▶ _Set exercise_: Extract every line where the string "index" appears.

▶ _Supplied material_:
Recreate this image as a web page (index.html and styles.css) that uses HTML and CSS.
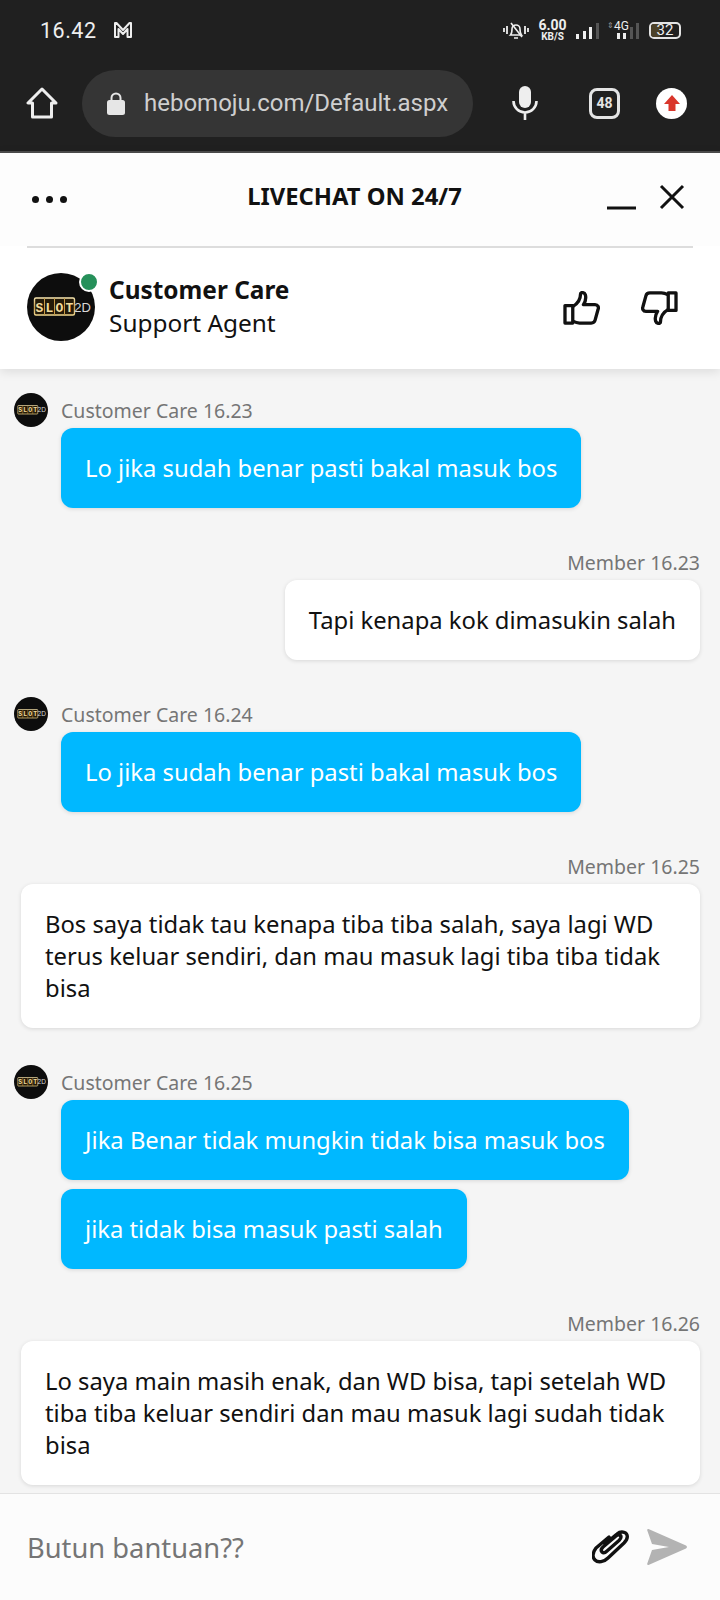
FILE: index.html
```html
<!DOCTYPE html>
<html lang="en">
<head>
  <meta charset="UTF-8" />
  <meta name="viewport" content="width=device-width, initial-scale=1.0" />
  <title>Livechat</title>
  <link rel="stylesheet" href="styles.css">
</head>
<body>
  <!-- Shared logo -->
  <svg class="defs" width="0" height="0">
    <defs>
      <linearGradient id="gold" x1="0" y1="0" x2="0" y2="1">
        <stop offset="0" stop-color="#f7e6b0" />
        <stop offset="0.55" stop-color="#c79a45" />
        <stop offset="1" stop-color="#f2d98f" />
      </linearGradient>
      <symbol id="logo" viewBox="0 0 68 68">
        <circle cx="34" cy="34" r="34" fill="#0d0d0d" />
        <rect x="7.5" y="25" width="40" height="17" rx="1.5" fill="#241a08" stroke="url(#gold)" stroke-width="1.4" />
        <path d="M17.500 25v17M27.500 25v17M37.500 25v17" stroke="#c79a45" stroke-width="1" />
        <g class="logo-text">
          <text x="12.5" y="38.5" fill="#f2dc9c">S</text>
          <text x="22.5" y="38.5" fill="#f2dc9c">L</text>
          <text x="32.5" y="38.5" fill="#f2dc9c">O</text>
          <text x="42.5" y="38.5" fill="#f2dc9c">T</text>
          <text x="55.5" y="38.5" fill="#d8d8d8">2D</text>
        </g>
      </symbol>
    </defs>
  </svg>

  <!-- Phone status bar -->
  <div class="status-bar">
    <div class="status-left">
      <span class="clock">16.42</span>
      <svg class="ic-mail" width="20" height="18" viewBox="0 0 20 18" fill="none" stroke="#eee" stroke-width="2" stroke-linejoin="round"><path d="M2 16V2h1.500L10 9l6.500-7H18v14h-3.500V8L10 13 5.500 8v8z"/></svg>
    </div>
    <div class="status-right">
      <svg width="26" height="20" viewBox="0 0 26 20" fill="none" stroke="#eee" stroke-width="1.6"><path d="M1 8v4M4 6v8M22 6v8M25 8v4" stroke-width="1.800"/><path d="M7.500 15c1.500-1.500 1.500-3 1.500-6a4 4 0 0 1 8 0c0 3 0 4.500 1.500 6z"/><path d="M8 3l11 14M11 18h4"/></svg>
      <div class="speed"><span class="speed-num">6.00</span><span class="speed-unit">KB/S</span></div>
      <div class="signal">
        <i class="bar b1"></i><i class="bar b2"></i><i class="bar b3"></i><i class="bar b4 off"></i>
      </div>
      <div class="signal signal-4g">
        <span class="net-arrows">⇕</span>
        <span class="net-label">4G</span>
        <i class="bar b1 low"></i><i class="bar b2 low"></i><i class="bar b3 off"></i><i class="bar b4 off"></i>
      </div>
      <div class="battery"><span class="battery-fill"></span><span class="battery-num">32</span></div>
    </div>
  </div>

  <!-- Browser toolbar -->
  <div class="toolbar">
    <svg class="ic-home" width="32" height="32" viewBox="0 0 32 32" fill="none" stroke="#eee" stroke-width="3" stroke-linejoin="round"><path d="M16 2 2 16h4.500v14h19V16H30z"/></svg>
    <div class="url-pill">
      <svg width="18" height="23" viewBox="0 0 18 23"><path d="M4.500 9V6a4.500 4.500 0 0 1 9 0v3" fill="none" stroke="#e6e6e6" stroke-width="2"/><rect y="8" width="18" height="15" rx="2.500" fill="#e6e6e6"/></svg>
      <span class="url-text">hebomoju.com/Default.aspx</span>
    </div>
    <svg class="ic-mic" width="26" height="34" viewBox="0 0 26 34" fill="none" stroke="#eee" stroke-width="2.600"><rect x="7" y="0" width="12" height="22" rx="6" fill="#eee" stroke="none"/><path d="M1.500 15a11.500 11.500 0 0 0 23 0M13 26.500V34"/></svg>
    <div class="tab-count">48</div>
    <div class="update-btn">
      <svg width="18" height="18" viewBox="0 0 18 18"><path d="M9 1 17 10h-4.500v7h-7v-7H1z" fill="#d9362b"/></svg>
    </div>
  </div>

  <!-- Chat window header -->
  <header class="chat-head">
    <div class="title-row">
      <div class="dots"><i></i><i></i><i></i></div>
      <div class="chat-title">LIVECHAT ON 24/7</div>
      <div class="win-btns">
        <svg width="29" height="6" viewBox="0 0 29 6"><path d="M0 3h29" stroke="#111" stroke-width="3"/></svg>
        <svg width="26" height="26" viewBox="0 0 26 26"><path d="M2 2l22 22M24 2 2 24" stroke="#111" stroke-width="3"/></svg>
      </div>
    </div>
    <div class="agent-row">
      <div class="agent-avatar">
        <svg width="68" height="68"><use href="#logo" /></svg>
        <span class="online-dot"></span>
      </div>
      <div class="agent-info">
        <div class="agent-name">Customer Care</div>
        <div class="agent-role">Support Agent</div>
      </div>
      <div class="rate-btns">
        <svg width="37" height="34" viewBox="0 0 38 35" fill="none" stroke="#111" stroke-width="3.400" stroke-linejoin="round"><path d="M2 15h8v18H2z"/><path d="M10 16c5-3 8-8 8-13 0-2 4-2 5 1 1 4 0 7-2 10h12c3 0 4 3 3 5l-3 11c-.5 2-2 3-4 3H17c-3 0-5-1-7-2"/></svg>
        <svg width="37" height="34" viewBox="0 0 38 35" fill="none" stroke="#111" stroke-width="3.400" stroke-linejoin="round"><path d="M36 20h-8V2h8z"/><path d="M28 19c-5 3-8 8-8 13 0 2-4 2-5-1-1-4 0-7 2-10H5c-3 0-4-3-3-5L5 5c.5-2 2-3 4-3h12c3 0 5 1 7 2"/></svg>
      </div>
    </div>
  </header>

  <!-- Messages -->
  <main class="messages">
    <div class="msg-group agent">
      <svg class="msg-avatar" width="34" height="34"><use href="#logo" /></svg>
      <div class="msg-body">
        <div class="msg-meta">Customer Care 16.23</div>
        <div class="bubble">Lo jika sudah benar pasti bakal masuk bos</div>
      </div>
    </div>

    <div class="msg-group member">
      <div class="msg-body">
        <div class="msg-meta">Member 16.23</div>
        <div class="bubble">Tapi kenapa kok dimasukin salah</div>
      </div>
    </div>

    <div class="msg-group agent">
      <svg class="msg-avatar" width="34" height="34"><use href="#logo" /></svg>
      <div class="msg-body">
        <div class="msg-meta">Customer Care 16.24</div>
        <div class="bubble">Lo jika sudah benar pasti bakal masuk bos</div>
      </div>
    </div>

    <div class="msg-group member">
      <div class="msg-body">
        <div class="msg-meta">Member 16.25</div>
        <div class="bubble">Bos saya tidak tau kenapa tiba tiba salah, saya lagi WD terus keluar sendiri, dan mau masuk lagi tiba tiba tidak bisa</div>
      </div>
    </div>

    <div class="msg-group agent">
      <svg class="msg-avatar" width="34" height="34"><use href="#logo" /></svg>
      <div class="msg-body">
        <div class="msg-meta">Customer Care 16.25</div>
        <div class="bubble">Jika Benar tidak mungkin tidak bisa masuk bos</div>
        <div class="bubble">jika tidak bisa masuk pasti salah</div>
      </div>
    </div>

    <div class="msg-group member">
      <div class="msg-body">
        <div class="msg-meta">Member 16.26</div>
        <div class="bubble">Lo saya main masih enak, dan WD bisa, tapi setelah WD tiba tiba keluar sendiri dan mau masuk lagi sudah tidak bisa</div>
      </div>
    </div>
  </main>

  <!-- Input -->
  <footer class="composer">
    <div class="composer-input">Butun bantuan??</div>
    <svg class="ic-clip" width="38" height="34" viewBox="0 0 38 34" fill="none" stroke="#111" stroke-width="3.400" stroke-linecap="round" stroke-linejoin="round"><path d="M13 14 25 4c4-3.500 9-2 10 1 1 3 0 5-3 8L16 28c-4 4-10 5-13 2-3-3-2-8 1-12L17 7"/><path d="M10 22c-1-1-1-3 1-5L24 6c2-2 5-1 5 1 0 1-.5 2-2 3.500L15 21c-2 2-4 2-5 1z"/></svg>
    <svg class="ic-send" width="40" height="38" viewBox="0 0 40 38"><path d="M1.500 1 39 17.500c1.300.7 1.300 2.300 0 3L1.500 37c-.8.300-1.500-.3-1.300-1.200L5 22l17-3L5 16 .2 2.200C0 1.300.7.700 1.500 1z" fill="#b3b3b3"/></svg>
  </footer>
</body>
</html>
```

FILE: styles.css
```css
* {
  box-sizing: border-box;
}

html, body {
  margin: 0;
  padding: 0;
}

body {
  width: 720px;
  height: 1600px;
  overflow: hidden;
  display: flex;
  flex-direction: column;
  background: #f5f5f5;
  font-family: "Noto Sans", sans-serif;
  color: #111;
}

.defs {
  position: absolute;
}

.logo-text text {
  font-family: "Liberation Mono", monospace;
  font-size: 13px;
  font-weight: 700;
  text-anchor: middle;
}

.logo-text text:last-child {
  font-family: "Liberation Sans", sans-serif;
  font-size: 13px;
  font-weight: 400;
}

/* status bar */
.status-bar {
  height: 60px;
  flex: none;
  background: #202020;
  color: #eee;
  display: flex;
  align-items: center;
  justify-content: space-between;
  padding: 0 39px 0 40px;
  font-family: Roboto, sans-serif;
}

.status-left {
  display: flex;
  align-items: center;
  gap: 16px;
}

.clock {
  font-size: 21.5px;
  letter-spacing: 0.5px;
}

.status-right {
  display: flex;
  align-items: center;
  gap: 8px;
}

.speed {
  display: flex;
  flex-direction: column;
  align-items: center;
  gap: 1px;
  width: 31px;
  font-weight: 700;
}

.speed-num {
  font-size: 14px;
  line-height: 12px;
}

.speed-unit {
  font-size: 10px;
  line-height: 9px;
}

.signal {
  display: flex;
  align-items: flex-end;
  gap: 3.500px;
  height: 17px;
  width: 22px;
  position: relative;
}

.signal-4g {
  width: 31px;
  justify-content: flex-end;
  margin-left: 2px;
}

.bar {
  display: block;
  width: 3px;
  flex: none;
  background: #eee;
}

.bar.off {
  background: #555;
}

.b1 { height: 5px; }
.b2 { height: 8px; }
.b3 { height: 12px; }
.b4 { height: 16px; }

.bar.low { height: 6px; }

.net-label {
  position: absolute;
  left: 6px;
  top: -1px;
  font-size: 12px;
  line-height: 11px;
}

.net-arrows {
  position: absolute;
  left: -1px;
  top: -1px;
  font-family: "DejaVu Sans", sans-serif;
  font-size: 8px;
  line-height: 10px;
  color: #999;
}

.battery {
  width: 32px;
  height: 17px;
  margin-left: 2px;
  border: 2px solid #e4e4e4;
  border-radius: 5px;
  position: relative;
  font-size: 15px;
  line-height: 13px;
  text-align: center;
  overflow: hidden;
}

.battery-fill {
  position: absolute;
  left: 0;
  top: 0;
  bottom: 0;
  width: 9px;
  background: #4d4229;
}

.battery-num {
  position: relative;
}

/* browser toolbar */
.toolbar {
  height: 91px;
  flex: none;
  background: #202020;
  display: flex;
  align-items: center;
  padding: 0 33px 5px 26px;
}

.ic-home {
  flex: none;
}

.url-pill {
  width: 392px;
  height: 67px;
  margin-left: 24px;
  background: #353535;
  border-radius: 34px;
  display: flex;
  align-items: center;
  gap: 19px;
  padding-left: 25px;
}

.url-text {
  font-family: Roboto, sans-serif;
  font-size: 24px;
  color: #cfcfcf;
  white-space: nowrap;
}

.ic-mic {
  margin-left: 39px;
  flex: none;
}

.tab-count {
  width: 31px;
  height: 31px;
  margin-left: 51px;
  border: 3.500px solid #e4e4e4;
  border-radius: 8px;
  color: #e4e4e4;
  font-family: Roboto, sans-serif;
  font-size: 14px;
  font-weight: 700;
  line-height: 24px;
  text-align: center;
}

.update-btn {
  width: 31px;
  height: 31px;
  margin-left: 36px;
  background: #fff;
  border-radius: 50%;
  display: flex;
  align-items: center;
  justify-content: center;
}

/* chat header */
.chat-head {
  flex: none;
  height: 218px;
  background: #fff;
  border-top: 2px solid #4a4a4a;
  box-shadow: 0 3px 10px rgba(0, 0, 0, 0.1);
  position: relative;
}

.title-row {
  height: 93px;
  background: #fdfdfd;
  margin: 0;
  padding: 0 35px 0 32px;
  display: flex;
  align-items: flex-start;
  position: relative;
}

.title-row::after {
  content: "";
  position: absolute;
  left: 27px;
  right: 27px;
  bottom: -2px;
  height: 2px;
  background: #ddd;
}

.dots {
  display: flex;
  gap: 7px;
  margin-top: 43px;
  width: 34px;
}

.dots i {
  width: 7px;
  height: 7px;
  background: #111;
  border-radius: 50%;
  flex: none;
}

.chat-title {
  position: absolute;
  left: 0;
  right: 11px;
  top: 27px;
  text-align: center;
  font-size: 23.800px;
  font-weight: 700;
  line-height: 32px;
}

.win-btns {
  margin-left: auto;
  display: flex;
  gap: 23px;
  align-items: flex-start;
  padding-top: 31px;
}

.win-btns svg:first-child {
  margin-top: 21px;
}

.agent-row {
  height: 123px;
  padding: 0 42px 0 27px;
  display: flex;
  align-items: center;
  position: relative;
}

.agent-avatar {
  width: 68px;
  height: 68px;
  flex: none;
  position: relative;
  margin-top: -1px;
}

.agent-avatar svg {
  display: block;
}

.online-dot {
  position: absolute;
  right: -4px;
  top: -1px;
  width: 20px;
  height: 20px;
  background: #26905a;
  border: 2px solid #fff;
  border-radius: 50%;
  box-sizing: border-box;
}

.agent-info {
  margin: -3px 0 0 14px;
  line-height: 33px;
}

.agent-name {
  font-size: 24.400px;
  font-weight: 700;
}

.agent-role {
  font-size: 24.400px;
}

.rate-btns {
  margin: 0 0 0 auto;
  display: flex;
  gap: 41px;
}

/* messages */
.messages {
  flex: 1;
  min-height: 0;
  overflow: hidden;
  padding: 27px 20px 0 14px;
  display: flex;
  flex-direction: column;
  gap: 40px;
}

.msg-group {
  display: flex;
  flex: none;
}

.msg-group.member {
  justify-content: flex-end;
}

.msg-avatar {
  flex: none;
  margin: -3px 13px 0 0;
}

.msg-body {
  display: flex;
  flex-direction: column;
  gap: 9px;
}

.msg-group.member .msg-body {
  align-items: flex-end;
  max-width: 679px;
}

.msg-meta {
  font-size: 19.500px;
  line-height: 30px;
  color: #757575;
  margin-bottom: -7px;
}

.bubble {
  align-self: flex-start;
  padding: 24px;
  font-size: 23.800px;
  line-height: 32px;
  background: #fff;
  border-radius: 12px;
  box-shadow: 0 1px 4px rgba(0, 0, 0, 0.12);
}

.msg-group.member .bubble {
  align-self: flex-end;
}

.msg-group.agent .bubble {
  background: #00b8ff;
  color: #fff;
}

/* composer */
.composer {
  flex: none;
  height: 107px;
  background: #fcfcfc;
  border-top: 1px solid #e3e3e3;
  display: flex;
  align-items: center;
  padding: 0 33px 0 27px;
  position: relative;
}

.composer-input {
  font-size: 27.300px;
  color: #757575;
}

.ic-clip {
  margin-left: auto;
}

.ic-send {
  margin-left: 17px;
}
```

▶ _Full answer_:
Recreate this image as a web page (index.html and styles.css) that uses HTML and CSS.
FILE: index.html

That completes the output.